I started out running twice a week with my "sister-in-law" Emily. She'd been going for a while before and it was kind of intimidating to me that she's already been going and I definitely needed to stop and walk a lot more. Luckily she's so sweet and is willing to let me walk and even walks with me [even though I remind her she can keep running].
With her we run about two miles and we get done in about 22-23 minutes. That's pretty good for a girl who has never really ran before. We definitely were a lot slower starting out but I'm getting further and further without having to walk. My goal this next time is to make it a mile.

My biggest issue is not being able to breathe - I have the energy and motivation to keep going but just can't breathe. Breathing is kind of important... if you didn't know that!

Rob's parents also recently invested in a pretty high tech treadmill - like very high tech. It has motivated me to run while Rob's playing a game or something. Each day I've worked up for running longer and further. I've been able to run about a mile and a half on it without having to walk [just at a measly 4.8 pace... but still!]

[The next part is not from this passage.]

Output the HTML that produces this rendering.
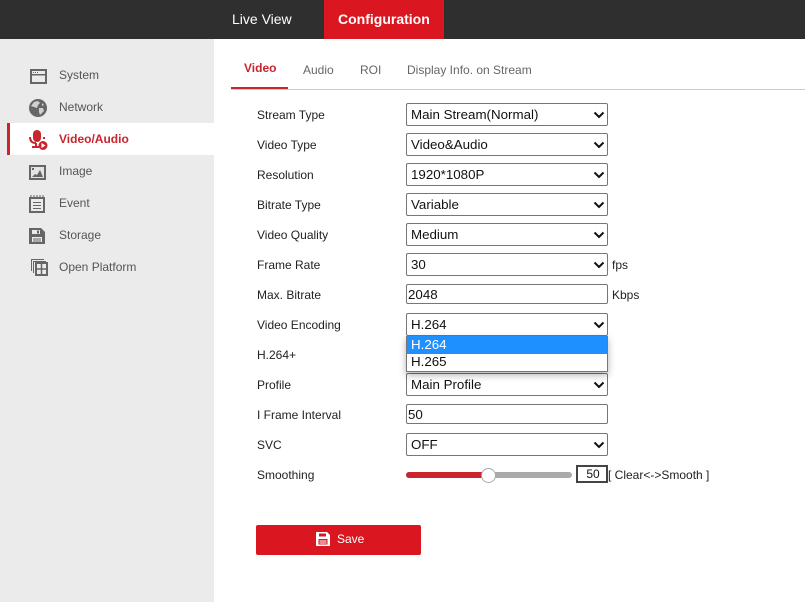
<!DOCTYPE html>
<html><head><meta charset="utf-8"><style>
*{box-sizing:border-box}
html,body{margin:0;padding:0;width:805px;height:602px;overflow:hidden;background:#fff;font-family:"Liberation Sans",sans-serif;font-size:12px;color:#333}
.a{position:absolute;white-space:nowrap}
.nav{left:59px;color:#555;line-height:16px;font-size:12px}
.lab{left:257px;line-height:16px;color:#222}
.sel,.inp{position:absolute;left:406px;width:202px;height:23px;border:1px solid #767676;border-radius:2px;background:#fff;font-size:13.33px;line-height:21px;padding-left:4px;color:#111;white-space:nowrap}
.sel svg{position:absolute;right:2px;top:7px}
.tab{top:62px;line-height:16px;color:#666}
svg.i{position:absolute}
</style></head><body>
<div class="a" style="left:0;top:0;width:805px;height:39px;background:#2f2f2f"></div>
<div class="a" style="left:324px;top:0;width:120px;height:39px;background:#da1720"></div>
<div class="a" style="left:232px;top:11px;font-size:14px;line-height:16px;color:#fff">Live View</div>
<div class="a" style="left:338px;top:11px;font-size:14px;line-height:16px;color:#fff;font-weight:bold">Configuration</div>

<div class="a" style="left:0;top:39px;width:214px;height:563px;background:#ebebeb"></div>
<div class="a" style="left:7px;top:123px;width:207px;height:32px;background:#fff"></div>
<div class="a" style="left:7px;top:123px;width:3px;height:32px;background:#c9252d"></div>

<svg class="i" style="left:30px;top:69px" width="17" height="15" viewBox="0 0 17 15"><rect x="1" y="1" width="15" height="13" fill="none" stroke="#666" stroke-width="2"/><rect x="2" y="5" width="13" height="1.500" fill="#666"/><path d="M3 3.500h1M5 3.500h1M7 3.500h1" stroke="#666"/></svg>
<svg class="i" style="left:29px;top:99px" width="18" height="18" viewBox="0 0 18 18"><circle cx="9" cy="9" r="9" fill="#666"/><path d="M5 3l4-1 2 2-2 2-1 3-3-1-3-1zM10 9l4 0 1 3-4 4-1-3zM13 4l2 2-2 1z" fill="#ebebeb" opacity=".8"/></svg>
<svg class="i" style="left:29px;top:130px" width="19" height="20" viewBox="0 0 19 20"><rect x="4" y="0" width="8" height="12" rx="4" fill="#c9252d"/><path d="M1 7c0 4 2 6 6 6M7 13v3M3 17h7" fill="none" stroke="#c9252d" stroke-width="2"/><rect x="14" y="7" width="2" height="2" fill="#c9252d"/><circle cx="14" cy="15.500" r="4.500" fill="#c9252d"/><path d="M12.500 13l4 2.500-4 2.500z" fill="#fff"/></svg>
<svg class="i" style="left:29px;top:165px" width="17" height="15" viewBox="0 0 17 15"><rect x="1" y="1" width="15" height="13" fill="#e4e4e4" stroke="#666" stroke-width="2"/><rect x="3" y="3" width="2" height="2" fill="#666"/><path d="M3 12l3-3 2 1 3-5 3 7z" fill="#666"/></svg>
<svg class="i" style="left:29px;top:195px" width="16" height="18" viewBox="0 0 16 18"><rect x="1" y="3" width="14" height="14" fill="none" stroke="#666" stroke-width="2"/><path d="M2 0v3M5 0v3M8 0v3M11 0v3M14 0v3" stroke="#666"/><path d="M4 7.500h8M4 10.500h8M4 13.500h8" stroke="#666"/></svg>
<svg class="i" style="left:29px;top:228px" width="16" height="16" viewBox="0 0 16 16"><path d="M0 0h12l4 4v12H0z" fill="#666"/><rect x="3" y="2" width="8" height="4" fill="#ebebeb"/><rect x="8" y="2.500" width="2" height="3" fill="#666"/><rect x="3" y="9" width="10" height="5" fill="#ebebeb"/><path d="M4 11h8M4 13h8" stroke="#666"/></svg>
<svg class="i" style="left:31px;top:259px" width="17" height="17" viewBox="0 0 17 17"><path d="M.5 12V.5H13" fill="none" stroke="#666"/><path d="M2.500 14V2.500H15" fill="none" stroke="#666"/><rect x="5" y="4" width="11" height="12" fill="#ebebeb" stroke="#666" stroke-width="2"/><path d="M10.500 4v12M5 10h11" stroke="#666" stroke-width="1.500"/></svg>

<div class="a nav" style="top:67px">System</div>
<div class="a nav" style="top:99px">Network</div>
<div class="a nav" style="top:131px;color:#c9252d;font-weight:bold">Video/Audio</div>
<div class="a nav" style="top:163px">Image</div>
<div class="a nav" style="top:195px">Event</div>
<div class="a nav" style="top:227px">Storage</div>
<div class="a nav" style="top:259px">Open Platform</div>

<div class="a tab" style="left:244px;top:60px;color:#c9252d;font-weight:bold">Video</div>
<div class="a tab" style="left:303px">Audio</div>
<div class="a tab" style="left:360px">ROI</div>
<div class="a tab" style="left:407px">Display Info. on Stream</div>
<div class="a" style="left:231px;top:89px;width:574px;height:1px;background:#ccc"></div>
<div class="a" style="left:231px;top:87px;width:57px;height:2px;background:#c9252d"></div>

<div class="a lab" style="top:107px">Stream Type</div>
<div class="a lab" style="top:137px">Video Type</div>
<div class="a lab" style="top:167px">Resolution</div>
<div class="a lab" style="top:197px">Bitrate Type</div>
<div class="a lab" style="top:227px">Video Quality</div>
<div class="a lab" style="top:257px">Frame Rate</div>
<div class="a lab" style="top:287px">Max. Bitrate</div>
<div class="a lab" style="top:317px">Video Encoding</div>
<div class="a lab" style="top:347px">H.264+</div>
<div class="a lab" style="top:377px">Profile</div>
<div class="a lab" style="top:407px">I Frame Interval</div>
<div class="a lab" style="top:437px">SVC</div>
<div class="a lab" style="top:467px">Smoothing</div>

<div class="sel" style="top:103px">Main Stream(Normal)<svg width="12" height="9" viewBox="0 0 12 9"><path d="M1.500 1.500L6 6l4.500-4.500" fill="none" stroke="#111" stroke-width="2"/></svg></div>
<div class="sel" style="top:133px">Video&amp;Audio<svg width="12" height="9" viewBox="0 0 12 9"><path d="M1.500 1.500L6 6l4.500-4.500" fill="none" stroke="#111" stroke-width="2"/></svg></div>
<div class="sel" style="top:163px">1920*1080P<svg width="12" height="9" viewBox="0 0 12 9"><path d="M1.500 1.500L6 6l4.500-4.500" fill="none" stroke="#111" stroke-width="2"/></svg></div>
<div class="sel" style="top:193px">Variable<svg width="12" height="9" viewBox="0 0 12 9"><path d="M1.500 1.500L6 6l4.500-4.500" fill="none" stroke="#111" stroke-width="2"/></svg></div>
<div class="sel" style="top:223px">Medium<svg width="12" height="9" viewBox="0 0 12 9"><path d="M1.500 1.500L6 6l4.500-4.500" fill="none" stroke="#111" stroke-width="2"/></svg></div>
<div class="sel" style="top:253px">30<svg width="12" height="9" viewBox="0 0 12 9"><path d="M1.500 1.500L6 6l4.500-4.500" fill="none" stroke="#111" stroke-width="2"/></svg></div>
<div class="inp" style="top:284px;height:20px;line-height:19px;padding-left:1px">2048</div>
<div class="sel" style="top:313px">H.264<svg width="12" height="9" viewBox="0 0 12 9"><path d="M1.500 1.500L6 6l4.500-4.500" fill="none" stroke="#111" stroke-width="2"/></svg></div>
<div class="sel" style="top:373px">Main Profile<svg width="12" height="9" viewBox="0 0 12 9"><path d="M1.500 1.500L6 6l4.500-4.500" fill="none" stroke="#111" stroke-width="2"/></svg></div>
<div class="inp" style="top:404px;height:20px;line-height:19px;padding-left:1px">50</div>
<div class="sel" style="top:433px">OFF<svg width="12" height="9" viewBox="0 0 12 9"><path d="M1.500 1.500L6 6l4.500-4.500" fill="none" stroke="#111" stroke-width="2"/></svg></div>

<div class="a" style="left:612px;top:257px;line-height:16px;color:#222">fps</div>
<div class="a" style="left:612px;top:287px;line-height:16px;color:#222">Kbps</div>

<div class="a" style="left:406px;top:336px;width:202px;height:36px;background:#fff;border:1px solid #767676;border-top:0;box-shadow:0 3px 7px rgba(0,0,0,.3);font-size:13.33px;line-height:17px;color:#111">
<div style="background:#1e90ff;color:#fff;height:18px;padding-left:4px;line-height:17px">H.264</div>
<div style="height:17px;padding-left:4px;line-height:15px">H.265</div>
</div>

<div class="a" style="left:406px;top:472px;width:166px;height:6px;background:#aaa;border-radius:3px"></div>
<div class="a" style="left:406px;top:472px;width:82px;height:6px;background:#c9252d;border-radius:3px 0 0 3px"></div>
<div class="a" style="left:481px;top:468px;width:15px;height:15px;background:#fff;border:1px solid #aaa;border-radius:50%"></div>
<div class="a" style="left:576px;top:465px;width:32px;height:18px;border:2px solid #444;font-size:12px;line-height:14px;text-align:center;color:#111;padding-left:2px">50</div>
<div class="a" style="left:608px;top:467px;line-height:16px;color:#222">[ Clear&lt;-&gt;Smooth ]</div>

<div class="a" style="left:256px;top:525px;width:165px;height:30px;background:#da1720;border-radius:2px"></div>
<svg class="i" style="left:316px;top:532px" width="14" height="14" viewBox="0 0 14 14"><path d="M0 0h11l3 3v11H0z" fill="#fff"/><rect x="3" y="1.500" width="7" height="3" fill="#da1720"/><rect x="2.500" y="7" width="9" height="5.500" fill="#da1720"/><rect x="3.500" y="8.500" width="7" height="1" fill="#fff"/><rect x="3.500" y="10.500" width="7" height="1" fill="#fff"/></svg>
<div class="a" style="left:337px;top:531px;line-height:16px;color:#fff;font-size:12px">Save</div>
</body></html>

Its getting more and more motivating to keep going. Although it definitely is easier for me on the treadmill I want to be able to run a 5k by the end of the year. I set a resolution to do a 5k this year and I did two! But I walked most of them so now I'm modifying my goal to run one - like really run one!

I think the easiest part about the treadmill is watching a show/movie [currently, I'm watching The Big Bang Theory] so it distracts me from thinking over and over again "I hate running - this is stupid. I want to stop!"


But as of today I made it to 3 miles (only walking about .4 miles total!) - got off to cool down and felt like I could get back on and go more. I'm trying to be careful to not over do it but I'm starting to enjoy it. Now I just need to get to enjoy it outside more and be able to go further outside. Then I can succeed at my 5k dreams!